Oplegging en duur klinische behandeling: rechter is (en blijft) verantwoordelijk

In de meeste strafzaken wordt door de reclassering een adviesrapport uitgebracht. Niet zelden wordt door de reclassering het volgen van een ambulante behandeling door de veroordeelde als bijzondere voorwaarde voorgesteld. Als een rechter bij de strafoplegging ook de mogelijkheid van een (kortdurende) klinische opname wil opnemen, kan de beslissing tot uitvoering en duur niet bij de reclassering worden neergelegd. De Hoge Raad heeft dat nogmaals herhaald in een arrest van 12 juli 2022 (ECLI:NL:HR:2022:1027).

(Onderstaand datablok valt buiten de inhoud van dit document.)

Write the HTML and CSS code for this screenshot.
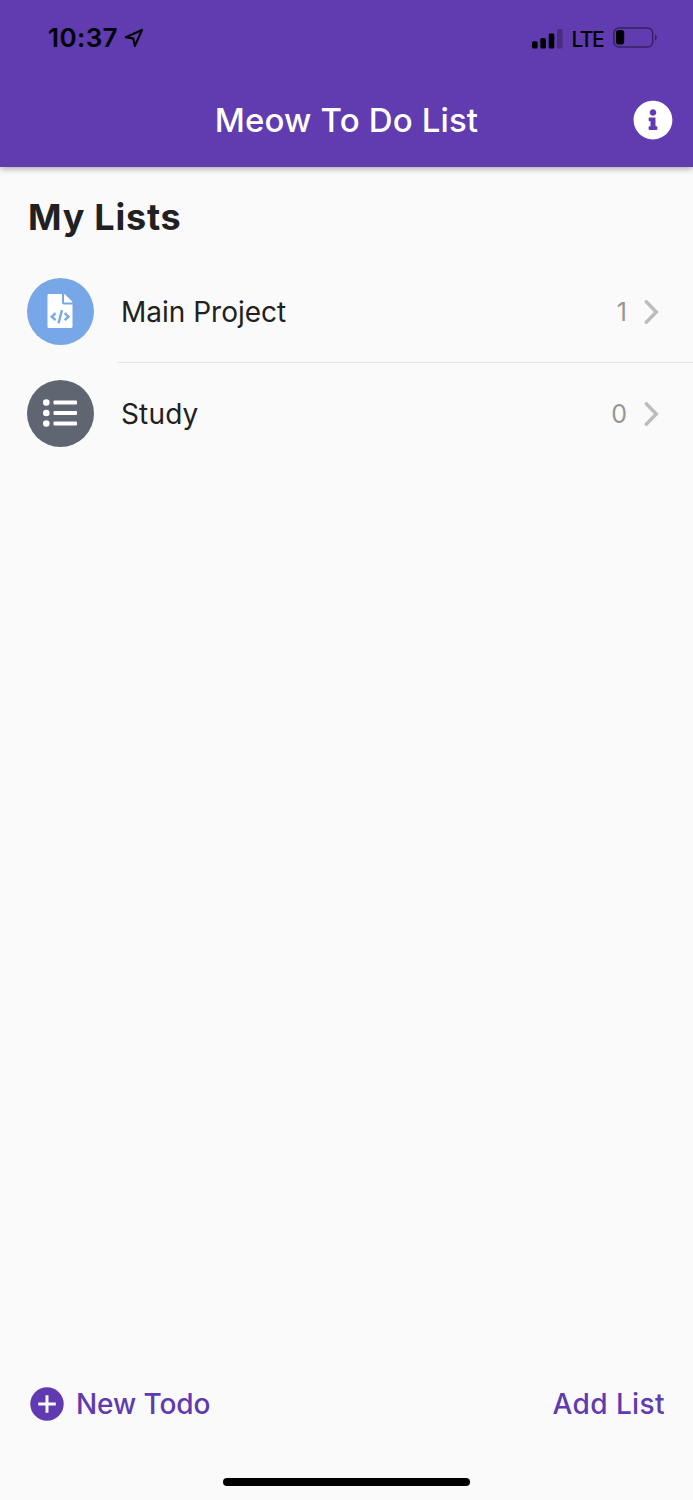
FILE: index.html
```html
<!DOCTYPE html>
<html lang="en">
<head>
<meta charset="utf-8">
<title>Meow To Do List</title>
<link rel="stylesheet" href="styles.css">
</head>
<body>
<div class="screen">
  <header class="header">
    <div class="status">
      <div class="status-left">
        <span class="time">10:37</span>
        <svg class="location" width="20" height="20" viewBox="0 0 20 20"><path d="M18 2 L1.8 9.2 L9.4 10.6 L10.8 18 Z" fill="none" stroke="#000" stroke-width="2.1" stroke-linejoin="round"/></svg>
      </div>
      <div class="status-right">
        <svg width="31" height="20" viewBox="0 0 31 20"><rect x="0" y="12.2" width="5.6" height="7.2" rx="1.5"/><rect x="8.3" y="9" width="5.6" height="10.4" rx="1.5"/><rect x="16.7" y="4.6" width="5.6" height="14.8" rx="1.5"/><rect x="25" y="0" width="5.6" height="19.4" rx="1.5" fill-opacity=".25"/></svg>
        <span class="carrier">LTE</span>
        <svg class="battery" width="44" height="22" viewBox="0 0 44 22"><rect x=".9" y="1" width="38.8" height="19" rx="5" fill="none" stroke="#000" stroke-opacity=".45" stroke-width="1.5"/><rect x="3" y="3.1" width="8.2" height="14.5" rx="2.8"/><path d="M42 7.2 Q43.8 8.4 43.8 10.5 Q43.8 12.6 42 13.8 Z" fill-opacity=".45"/></svg>
      </div>
    </div>
    <div class="appbar">
      <h1 class="title">Meow To Do List</h1>
      <svg class="info" width="40" height="40" viewBox="0 0 512 512"><path fill="#fff" d="M256 8C119.043 8 8 119.083 8 256c0 136.997 111.043 248 248 248s248-111.003 248-248C504 119.083 392.957 8 256 8zm0 110c23.196 0 42 18.804 42 42s-18.804 42-42 42-42-18.804-42-42 18.804-42 42-42zm56 254c0 6.627-5.373 12-12 12h-88c-6.627 0-12-5.373-12-12v-24c0-6.627 5.373-12 12-12h12v-64h-12c-6.627 0-12-5.373-12-12v-24c0-6.627 5.373-12 12-12h64c6.627 0 12 5.373 12 12v100h12c6.627 0 12 5.373 12 12v24z"/></svg>
    </div>
  </header>
  <main class="content">
    <h2 class="heading">My Lists</h2>
    <ul class="lists">
      <li class="row">
        <span class="badge badge-blue"><svg width="26" height="34" viewBox="0 0 26 34"><path fill="#fff" d="M1.6 0H15v8.8q0 1.7 1.7 1.7H25.5v21.9Q25.5 34 24 34H1.6Q.5 34 .5 32.4V1.6Q.5 0 1.6 0Z"/><path fill="#fff" d="M17 .1q.6 0 1.1.5l6.8 6.6q.6.6.6 1.2H17Z"/><path d="M8.6 19.2 4.8 22.7l3.8 3.5M17.7 19.2l3.8 3.5-3.8 3.5M15 16 11.5 29.2" fill="none" stroke="#78a7e8" stroke-width="2.4"/></svg></span>
        <div class="row-body row-divided"><span class="name">Main Project</span><span class="count">1</span><svg class="chevron" width="15" height="26" viewBox="0 0 15 26"><path d="M2.3 2.7 12.3 13 2.3 23.3" fill="none" stroke="#bcbcbc" stroke-width="3.4" stroke-linecap="round"/></svg></div>
      </li>
      <li class="row">
        <span class="badge badge-gray"><svg width="34" height="28" viewBox="0 0 34 28"><g fill="#fff"><circle cx="3.3" cy="3.5" r="3.3"/><circle cx="3.3" cy="14" r="3.3"/><circle cx="3.3" cy="24.5" r="3.3"/><rect x="10.5" y="1.4" width="23.5" height="4.2" rx="1"/><rect x="10.5" y="11.9" width="23.5" height="4.2" rx="1"/><rect x="10.5" y="22.4" width="23.5" height="4.2" rx="1"/></g></svg></span>
        <div class="row-body"><span class="name name-short">Study</span><span class="count">0</span><svg class="chevron" width="15" height="26" viewBox="0 0 15 26"><path d="M2.3 2.7 12.3 13 2.3 23.3" fill="none" stroke="#bcbcbc" stroke-width="3.4" stroke-linecap="round"/></svg></div>
      </li>
    </ul>
  </main>
  <footer class="toolbar">
    <div class="action">
      <svg width="34" height="34" viewBox="0 0 34 34"><circle cx="17" cy="17" r="16.7" fill="#5f3ab0"/><path d="M17 8.2V25.8M8.2 17H25.8" stroke="#fafafa" stroke-width="3"/></svg>
      <span class="new-todo">New Todo</span>
    </div>
    <span class="add-list">Add List</span>
  </footer>
  <div class="home-area"><div class="home-bar"></div></div>
</div>
</body>
</html>
```
FILE: styles.css
```css
* { box-sizing: border-box; }
body { margin: 0; background: #fafafa; font-family: Inter, "Liberation Sans", sans-serif; color: #212121; }
.screen { width: 693px; height: 1500px; display: flex; flex-direction: column; overflow: hidden; }
.header { height: 167px; flex: none; background: #613bb0; box-shadow: 0 1px 7px rgba(0,0,0,.4); }
.status { height: 76px; display: flex; justify-content: space-between; align-items: center; padding: 0 36px 0 48px; color: #000; }
.status-left, .status-right { display: flex; align-items: center; }
.time { font-size: 26px; font-weight: 600; line-height: 32px; letter-spacing: .4px; }
.location { margin-left: 6px; }
.carrier { font-size: 21px; font-weight: 500; line-height: 28px; letter-spacing: -1.6px; margin: 3px 0 0 9px; }
.battery { margin-left: 10px; }
.status-right svg:first-child { margin-top: 1px; }
.appbar { height: 89px; display: grid; grid-template-columns: 60px 1fr 60px; align-items: center; }
.title { grid-column: 2; margin: 0 0 1px; text-align: center; font-size: 33px; line-height: 40px; font-weight: 500; letter-spacing: .15px; color: #fff; }
.info { justify-self: start; margin: 0 0 1px -.5px; }
.content { flex: 1; }
.heading { margin: 28px 0 20px 28px; font-size: 36px; line-height: 45px; font-weight: 700; letter-spacing: .75px; }
.lists { margin: 0; padding: 0; list-style: none; }
.row { height: 102px; display: flex; align-items: center; padding-left: 27px; }
.badge { width: 67px; height: 67px; border-radius: 50%; display: flex; align-items: center; justify-content: center; }
.badge svg { margin-right: 1px; }
.row-body { flex: 1; height: 103px; margin: 1px 0 0 23px; padding: 1px 34px 0 4px; display: flex; align-items: center; border-bottom: 1px solid transparent; }
.badge-blue { background: #78a7e8; }
.badge-gray { background: #5f6672; }
.row-divided { border-bottom-color: #e4e4e4; }
.name { flex: 1; font-size: 28px; line-height: 36px; letter-spacing: 0; }
.name-short { letter-spacing: .15px; }
.count { font-size: 25px; line-height: 32px; color: #969696; margin-right: 17px; }
.toolbar { height: 72px; flex: none; display: flex; align-items: center; justify-content: space-between; padding: 0 28px 0 30px; color: #5f3ab0; font-size: 28px; line-height: 36px; font-weight: 500; }
.action { display: flex; align-items: center; gap: 12px; }
.new-todo { letter-spacing: -.1px; }
.add-list { letter-spacing: .4px; }
.home-area { height: 60px; flex: none; display: flex; justify-content: center; padding-top: 38px; }
.home-bar { width: 247px; height: 8px; border-radius: 5px; background: #000; }
```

Het gerechtshof ’s-Hertogenbosch had op 7 juni 2021 aan een voorwaardelijke gevangenisstraf o.a. de bijzondere voorwaarde verbonden: “Indien de voor indicatie verantwoordelijke instantie een kortdurende klinische opname indiceert, laat de verdachte zich opnemen in een zorginstelling, te bepalen door de justitiële instantie die verantwoordelijk is voor plaatsing. De kortdurende klinische opname duurt maximaal zeven weken of zoveel korter als de reclassering nodig vindt”. De Hoge Raad vernietigt deze bijzondere voorwaarde omdat de beslissing of zich de noodzaak voordoet van opneming van de veroordeelde in een zorginstelling en voor welke duur, is voorbehouden aan de rechter (art. 14c lid 2 Sr). In een eerder arrest van 19 juni 2018 had de Hoge Raad zich hierover al eens uitgelaten. Desondanks blijft het in de praktijk dus opletten geblazen of de voorgestelde voorwaarden wel rechtens toelaatbaar zijn.